▶ _TASK REQUIREMENTS_:
Retype nothing but the lines from the start of the material up to and including the line with "import React from". Pictures don't belong in the copy.

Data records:
○ ○ ○ ○
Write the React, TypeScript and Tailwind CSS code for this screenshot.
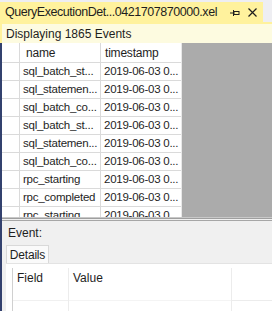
import React from "react";

const rows = [
  "sql_batch_st...",
  "sql_statemen...",
  "sql_batch_co...",
  "sql_batch_st...",
  "sql_statemen...",
  "sql_batch_co...",
  "rpc_starting",
  "rpc_completed",
  "rpc_starting",
];

export default function App() {
  return (
    <div className="w-[272px] h-[311px] overflow-hidden flex flex-col bg-[#eeeef2] font-['Liberation_Sans',Arial,sans-serif] text-[#1e1e1e]">
      <div className="h-[2px] shrink-0 bg-[#eeeef2]" />
      <div className="h-[20px] shrink-0 flex">
        <div className="w-[263px] bg-[#fff29d] flex items-center pl-[5px] pr-[6px]">
          <span className="text-[12.5px] leading-none tracking-[-0.45px] text-[#1e1e1e] whitespace-nowrap">
            QueryExecutionDet...0421707870000.xel
          </span>
          <div className="flex-1" />
          <svg width="10" height="8" viewBox="0 0 10 8" className="mr-[8px] mt-[1px]">
            <path d="M0 4H3" stroke="#1e1e1e" strokeWidth="1" />
            <path d="M3.5 1V7" stroke="#1e1e1e" strokeWidth="1" />
            <rect x="4" y="2.5" width="5" height="3" fill="none" stroke="#1e1e1e" strokeWidth="1" />
          </svg>
          <svg width="9" height="9" viewBox="0 0 9 9" className="mt-[1px]">
            <path d="M0.5 0.5L8.5 8.5M8.5 0.5L0.5 8.5" stroke="#1e1e1e" strokeWidth="1.2" />
          </svg>
        </div>
        <div className="flex-1 bg-[#eeeef2]" />
      </div>
      <div className="h-[2px] shrink-0 bg-[#fff29d]" />
      <div className="h-[19px] shrink-0 border-l-2 border-[#fff29d] bg-[#fdfbe0] flex items-center pl-[4px]">
        <span className="text-[12px] leading-none">Displaying 1865 Events</span>
      </div>
      <div className="flex-1 flex flex-col border-l-2 border-[#33416e]">
        <div className="h-[174px] shrink-0 flex overflow-hidden">
          <div className="w-[179px] shrink-0 bg-white flex flex-col">
            <div className="h-[20px] shrink-0 flex border-b border-[#dadada]">
              <div className="w-[18px] border-r border-[#dadada]" />
              <div className="w-[81px] border-r border-[#dadada] flex items-center pl-[6px] text-[12px] tracking-[-0.2px]">name</div>
              <div className="w-[80px] flex items-center pl-[4px] text-[12px] tracking-[-0.2px]">timestamp</div>
            </div>
            {rows.map((r, i) => (
              <div key={i} className="h-[18px] shrink-0 flex border-b border-[#dadada]">
                <div className="w-[18px] border-r border-[#dadada]" />
                <div className="w-[81px] border-r border-[#dadada] flex items-center pl-[3px] text-[11.5px] tracking-[-0.25px] whitespace-nowrap overflow-hidden">
                  {r}
                </div>
                <div className="w-[80px] flex items-center pl-[3px] text-[11.5px] tracking-[-0.25px] whitespace-nowrap overflow-hidden">
                  2019-06-03 0...
                </div>
              </div>
            ))}
          </div>
          <div className="w-[1px] bg-[#e8e8e8]" />
          <div className="flex-1 bg-[#ababab]" />
        </div>
        <div className="h-[1px] shrink-0 bg-[#c8c8c8]" />
        <div className="h-[1px] shrink-0 bg-[#9f9f9f]" />
        <div className="h-[1px] shrink-0 bg-[#f0f0f0]" />
        <div className="h-[1px] shrink-0 bg-[#a6a6a6]" />
        <div className="flex-1 bg-[#f0f0f0] flex flex-col">
          <div className="h-[24px] shrink-0 flex items-center pl-[6px] text-[12px]">Event:</div>
          <div className="h-[18px] shrink-0 flex pl-[4px]">
            <div className="w-[43px] bg-[#fafafa] border border-b-0 border-[#d9d9d9] flex items-center justify-center text-[12px] tracking-[-0.2px]">
              Details
            </div>
          </div>
          <div className="flex-1 ml-[4px] bg-white border-t border-[#e3e3e3] pt-[4px] pl-[6px] flex flex-col">
            <div className="flex-1 flex border-l border-[#d0d0d0]">
              <div className="w-[56px] border-r border-[#ececec] flex flex-col">
                <div className="h-[18px] flex items-center pl-[4px] text-[12px] mt-[1px]">Field</div>
                <div className="h-[13px]" />
                <div className="border-t border-[#f0f0f0]" />
              </div>
              <div className="w-[163px] border-r border-[#ececec] flex flex-col">
                <div className="h-[18px] flex items-center pl-[4px] text-[12px] mt-[1px]">Value</div>
                <div className="h-[13px]" />
                <div className="border-t border-[#f4f4f4]" />
              </div>
              <div className="flex-1 flex flex-col">
                <div className="h-[32px]" />
                <div className="border-t border-[#ececec]" />
              </div>
            </div>
          </div>
        </div>
      </div>
    </div>
  );
}
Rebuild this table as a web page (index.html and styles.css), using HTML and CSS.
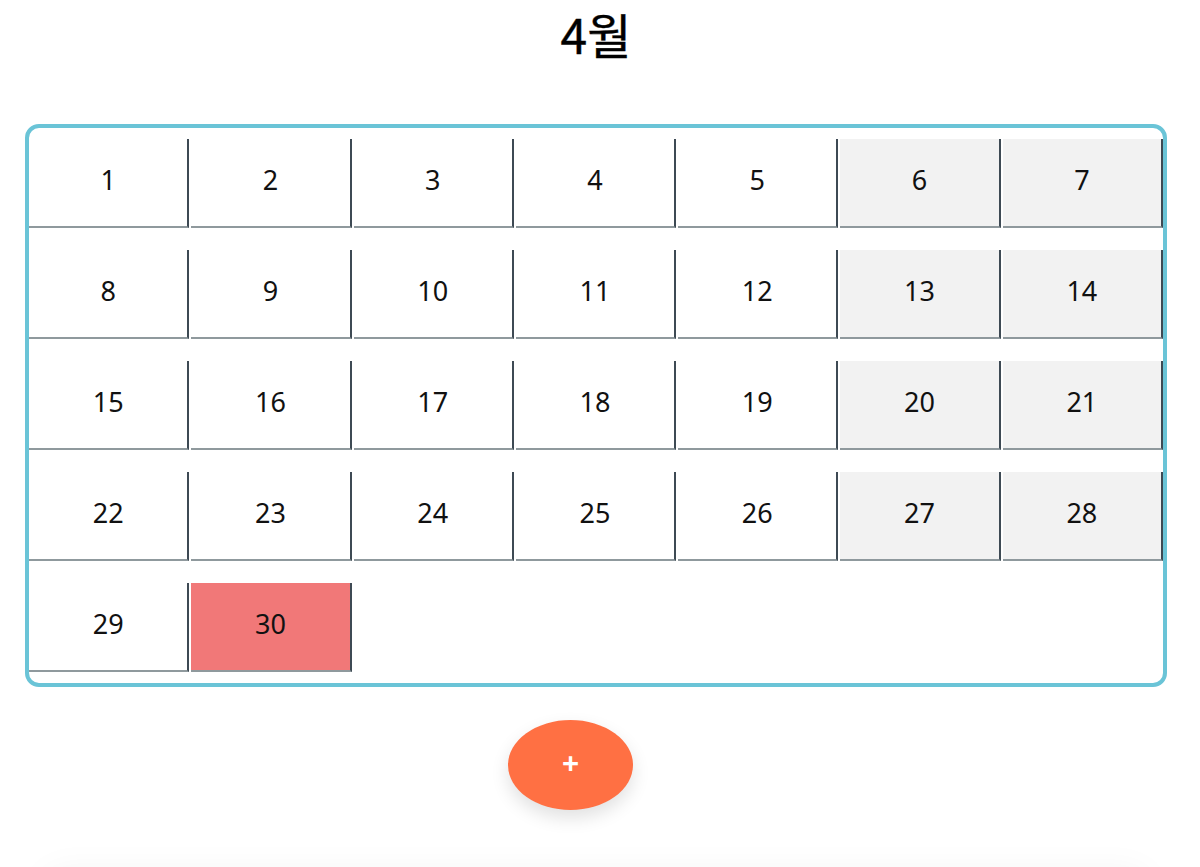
FILE: index.html
```html
<!DOCTYPE html>
<html lang="ko">
<head>
<meta charset="utf-8">
<title>4월</title>
<link rel="stylesheet" href="styles.css">
</head>
<body>
<div class="page">
  <h1 class="title">4월</h1>
  <div class="calendar">
    <div class="day">1</div><div class="day">2</div><div class="day">3</div><div class="day">4</div><div class="day">5</div><div class="day weekend">6</div><div class="day weekend">7</div>
    <div class="day">8</div><div class="day">9</div><div class="day">10</div><div class="day">11</div><div class="day">12</div><div class="day weekend">13</div><div class="day weekend">14</div>
    <div class="day">15</div><div class="day">16</div><div class="day">17</div><div class="day">18</div><div class="day">19</div><div class="day weekend">20</div><div class="day weekend">21</div>
    <div class="day">22</div><div class="day">23</div><div class="day">24</div><div class="day">25</div><div class="day">26</div><div class="day weekend">27</div><div class="day weekend">28</div>
    <div class="day">29</div><div class="day today">30</div>
  </div>
  <div class="actions">
    <button class="add-btn" type="button">+</button>
  </div>
  <div class="panel"></div>
</div>
</body>
</html>
```

FILE: styles.css
```css
html, body {
  margin: 0;
  padding: 0;
  background: #ffffff;
}

body {
  font-family: "Noto Sans", "Noto Sans CJK KR", sans-serif;
  color: #111111;
  overflow: hidden;
}

.page {
  padding: 0 33px 0 25px;
}

.title {
  margin: 0;
  height: 66px;
  line-height: 66px;
  text-align: center;
  font-family: "Noto Sans CJK KR", "Noto Sans", sans-serif;
  font-size: 48px;
  font-weight: 400;
  -webkit-text-stroke: 0.4px #000000;
  color: #000000;
}

.calendar {
  margin-top: 58px;
  border: 4px solid #6ac4d7;
  border-radius: 14px;
  padding: 11px 0;
  display: grid;
  grid-template-columns: repeat(7, 1fr);
  grid-auto-rows: 89px;
  column-gap: 2px;
  row-gap: 22px;
}

.day {
  box-sizing: border-box;
  border-right: 2px solid #3e4a54;
  border-bottom: 2px solid #8f999d;
  display: flex;
  align-items: center;
  justify-content: center;
  font-size: 27px;
  color: #111111;
  padding-bottom: 6px;
}

.weekend {
  background: #f2f2f2;
}

.today {
  background: #f17878;
}

.actions {
  display: flex;
  justify-content: center;
  padding-right: 51px;
  margin-top: 33px;
}

.add-btn {
  width: 125px;
  height: 90px;
  border: none;
  border-radius: 50%;
  background: #ff7043;
  color: #ffffff;
  font-family: "Noto Sans", sans-serif;
  font-size: 30px;
  font-weight: 700;
  line-height: 1;
  padding: 0 0 4px 0;
  box-shadow: 0 8px 18px rgba(0, 0, 0, 0.12);
}

.panel {
  margin: 62px 20px 0 20px;
  height: 120px;
  border-radius: 16px;
  box-shadow: 0 0 36px rgba(0, 0, 0, 0.05);
}
```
○ ○ ○ ○
▶ _RESPONSE_:
Write the React, TypeScript and Tailwind CSS code for this screenshot.
import React from "react";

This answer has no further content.